Which definitions to use?

The definitions in this file (Equiv.Perm.inversions, Equiv.Perm.length, etc.) and those in Inversions1.lean (AlgebraicCombinatorics.Perm.inv, AlgebraicCombinatorics.Perm.invCount, etc.) are definitionally equal (provable by rfl). Choose based on context:

Use case	Recommended namespace
Basic inversion properties	AlgebraicCombinatorics.Perm (Inversions1.lean)
Lehmer codes (function form)	AlgebraicCombinatorics.Perm (Inversions1.lean)
Longest element w₀	AlgebraicCombinatorics.Perm (Inversions1.lean)
Reduced words	Equiv.Perm (this file)
Simple transposition products	Equiv.Perm (this file)
Coxeter-style arguments	Equiv.Perm (this file)
Lehmer codes (list form)	Equiv.Perm (this file)

Since the definitions are rfl-equal, you can freely use theorems from either file. The @[simp] lemmas inversions_eq_inv and length_eq_invCount help the simplifier rewrite between the two forms automatically.

Main results

• Equiv.Perm.length_inv - ℓ(σ⁻¹) = ℓ(σ)
• Equiv.Perm.length_mul_swap_right - Single swap lemma (right multiplication)
• Equiv.Perm.length_mul_swap_left - Single swap lemma (left multiplication)
• Equiv.Perm.length_mul_transposition - Length change for arbitrary transposition
• Equiv.Perm.exists_reduced_word - First reduced word theorem (existence)
• Equiv.Perm.length_le_word_length - First reduced word theorem (minimality)
• Equiv.Perm.length_mul_mod_two - ℓ(στ) ≡ ℓ(σ) + ℓ(τ) (mod 2)
• Equiv.Perm.length_mul_le - ℓ(στ) ≤ ℓ(σ) + ℓ(τ)
• Equiv.Perm.generated_by_simples - S_n is generated by simple transpositions
• Equiv.Perm.canonicalReducedWord_prod - The canonical reduced word produces σ
• Equiv.Perm.canonicalReducedWord_isReduced - The canonical reduced word is reduced

References

• Darij Grinberg, Notes on Algebraic Combinatorics, Chapter on Permutations
• [detnotes] Exercise 5.2 and related exercises

Tags

permutation, inversion, length, simple transposition, reduced word, Lehmer code

Simple transpositions

Design note: This definition is equivalent to AlgebraicCombinatorics.simpleTransposition from Basics.lean.
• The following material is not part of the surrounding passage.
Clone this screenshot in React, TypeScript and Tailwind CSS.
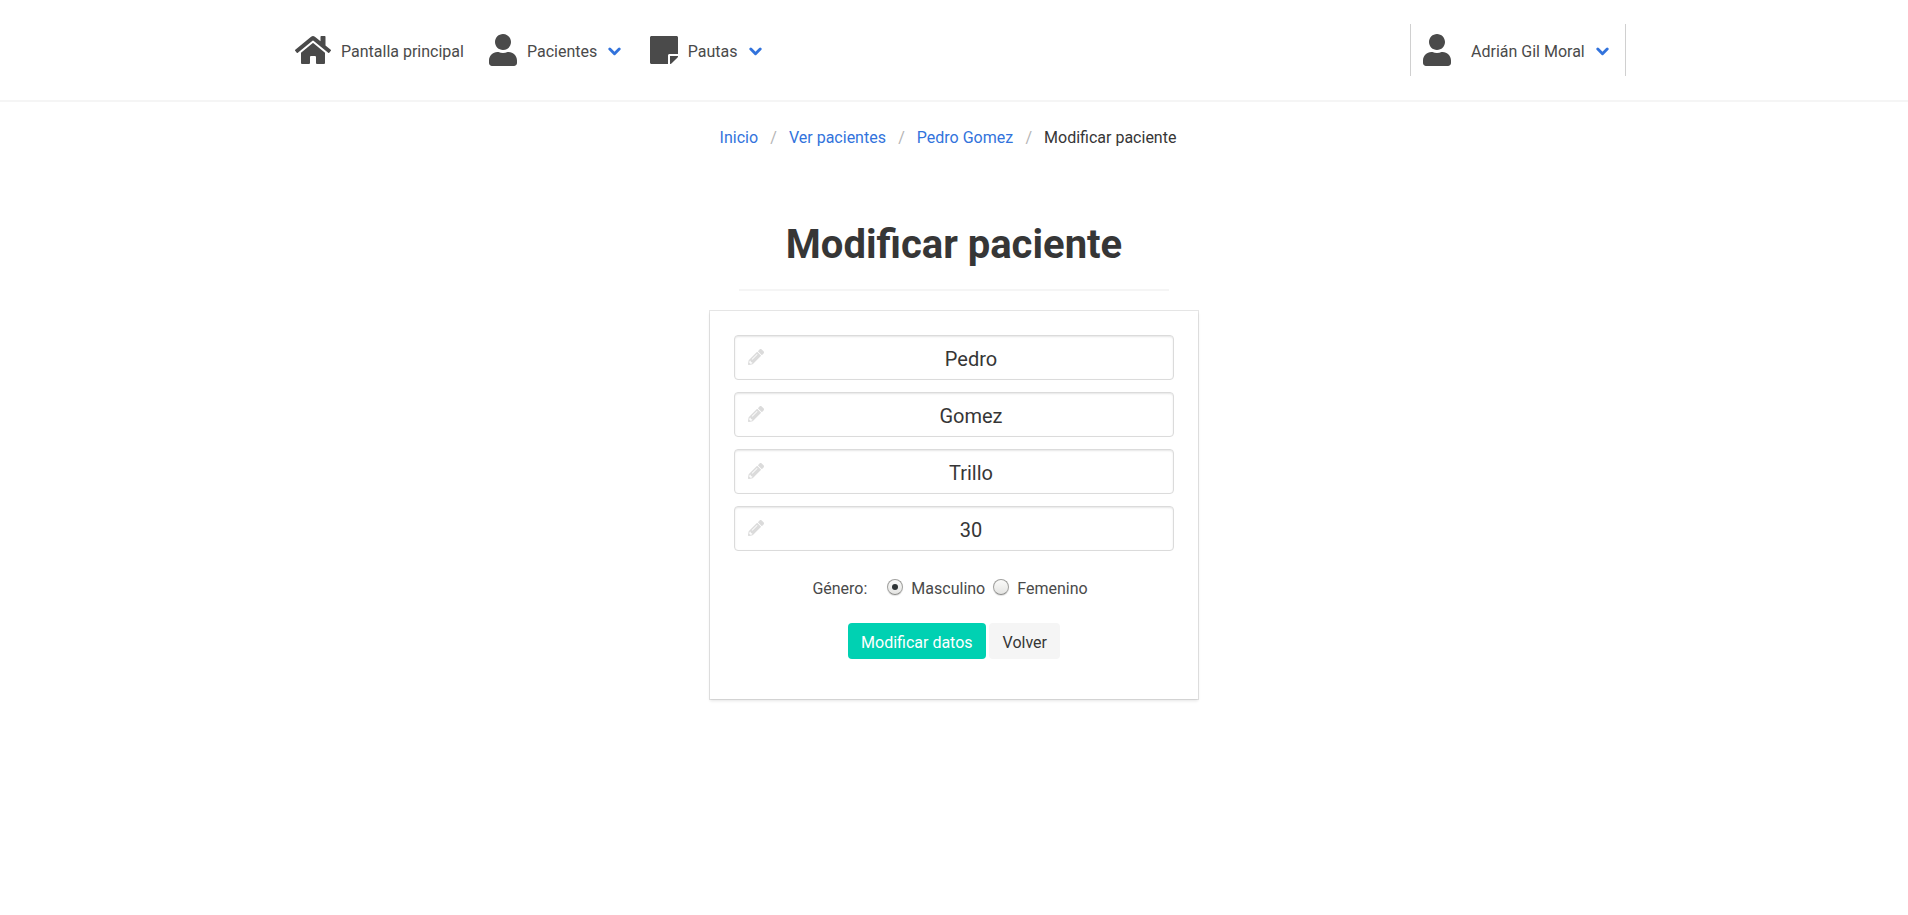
import { FaHome, FaUser, FaStickyNote, FaPencilAlt } from "react-icons/fa";

const crumbs = ["Inicio", "Ver pacientes", "Pedro Gomez"];
const fields = [
  { label: "Nombre", value: "Pedro" },
  { label: "Primer apellido", value: "Gomez" },
  { label: "Segundo apellido", value: "Trillo" },
  { label: "Edad", value: "30" },
];

function Chevron() {
  return (
    <svg viewBox="0 0 13 9" className="mt-[3px] h-[9px] w-[13px] shrink-0" fill="none" stroke="#3273dc">
      <path d="M1.8 2 6.5 6.7l4.7-4.7" strokeWidth="2.9" strokeLinecap="round" strokeLinejoin="round" />
    </svg>
  );
}

function Radio({ label, checked }: { label: string; checked?: boolean }) {
  return (
    <label className="flex items-center">
      <span className="mb-1 flex size-4 items-center justify-center rounded-full border border-[#a0a09e] border-b-[#8c8c8a] bg-linear-to-b from-[#fbfbfa] to-[#e4e4e2] shadow-[0_1px_1px_rgba(0,0,0,0.12)]">
        <input type="radio" name="genero" defaultChecked={checked} className="peer sr-only" />
        <span className="hidden size-1.5 rounded-full bg-[#2e3436] peer-checked:block" />
      </span>
      <span className="ml-2">{label}</span>
    </label>
  );
}

export default function App() {
  return (
    <div className="min-h-[915px] bg-white font-[Roboto,sans-serif] text-base leading-6 text-[#4a4a4a]">
      <header className="h-[102px] border-b-2 border-[#f5f5f5]">
        <nav className="mx-auto flex h-[100px] w-[1344px] items-center justify-between">
          <div className="flex items-center">
            <a className="flex items-center pl-[13px]">
              <FaHome className="h-8 w-9" />
              <span className="ml-[10px] pt-[3px]">Pantalla principal</span>
            </a>
            <a className="ml-[25px] flex items-center">
              <FaUser className="h-8 w-7" />
              <span className="mr-[10.8px] ml-[10px] pt-[3px]">Pacientes</span>
              <Chevron />
            </a>
            <a className="ml-[28.7px] flex items-center">
              <FaStickyNote className="h-8 w-7" />
              <span className="mr-[11.6px] ml-[10px] pt-[3px]">Pautas</span>
              <Chevron />
            </a>
          </div>
          <a className="flex h-[52px] w-[216px] items-center border-x border-[#d0d0d0] pl-3">
            <FaUser className="h-8 w-7" />
            <span className="mr-[10.8px] ml-5 pt-[3px]">Adrián Gil Moral</span>
            <Chevron />
          </a>
        </nav>
      </header>

      <main className="flex flex-col items-center">
        <nav className="mt-6 mr-3 flex h-6">
          {crumbs.map((c) => (
            <span key={c} className="flex">
              <a className="pr-[12.3px] pl-3 text-[#3273dc]">{c}</a>
              <span className="text-[#b5b5b5]">/</span>
            </span>
          ))}
          <span className="px-3 text-[#363636]">Modificar paciente</span>
        </nav>

        <h1 className="mt-[72px] text-[40px] leading-[45px] font-bold text-[#363636]">Modificar paciente</h1>
        <hr className="mt-[22px] h-0.5 w-[430px] border-0 bg-[#f5f5f5]" />

        <form className="mt-5 flex h-[388px] w-[488px] flex-col items-center p-6 shadow-[0_2px_3px_rgba(10,10,10,0.1),0_0_0_1px_rgba(10,10,10,0.1)]">
          <div className="flex w-full flex-col gap-3">
            {fields.map((f) => (
              <div
                key={f.label}
                className="flex h-[45px] items-center rounded-[4px] border border-[#dbdbdb] pr-[11px] pl-[13px] shadow-[inset_0_1px_2px_rgba(10,10,10,0.1)]"
              >
                <FaPencilAlt className="mb-px size-4 shrink-0 text-[#dbdbdb]" />
                <input
                  aria-label={f.label}
                  defaultValue={f.value}
                  className="ml-4 h-full min-w-0 flex-1 bg-transparent pt-0.5 text-center text-xl text-[#363636] outline-none"
                />
              </div>
            ))}
          </div>
          <div className="mt-[26px] mr-2 flex items-center">
            <span className="mr-5">Género:</span>
            <Radio label="Masculino" checked />
            <span className="w-2" />
            <Radio label="Femenino" />
          </div>
          <div className="mt-[22px] flex gap-[3px]">
            <button type="button" className="h-9 rounded-[4px] bg-[#00d1b2] px-[13.5px] pt-[3px] text-white">
              Modificar datos
            </button>
            <button type="button" className="h-9 rounded-[4px] bg-[#f5f5f5] px-[13.5px] pt-[3px] text-[#363636]">
              Volver
            </button>
          </div>
        </form>
      </main>
    </div>
  );
}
The equivalence is proven by simpleTransposition_eq_canonical.

The canonical definition in Basics.lean is preferred for new code. This definition exists for historical reasons and uses a dite guard that simplifies proof automation within this file. Both definitions compute the same permutation: Equiv.swap k (k+1).

def Equiv.Perm.simpleTransposition {n : ℕ} (k : Fin (n - 1)) : Perm (Fin n)

The simple transposition s_k that swaps k and k+1 in Fin n. For k : Fin (n-1), this swaps positions k.castSucc and k.succ.

Note: This is equivalent to AlgebraicCombinatorics.simpleTransposition k from Basics.lean. See simpleTransposition_eq_canonical for the proof of equivalence.

Recommended: For new code, prefer AlgebraicCombinatorics.simpleTransposition (the canonical definition). Use this definition when working with reduced words and Coxeter-style arguments within this file.

Equations

• Equiv.Perm.simpleTransposition k = if h : n > 0 then Equiv.swap (Fin.castLE ⋯ k.castSucc) (Fin.castLE ⋯ k.succ) else 1

def Equiv.Perm.termS : Lean.ParserDescr

Notation: s k for the simple transposition swapping k and k+1.

Equations

• Equiv.Perm.termS = Lean.ParserDescr.node `Equiv.Perm.termS 1024 (Lean.ParserDescr.symbol "s")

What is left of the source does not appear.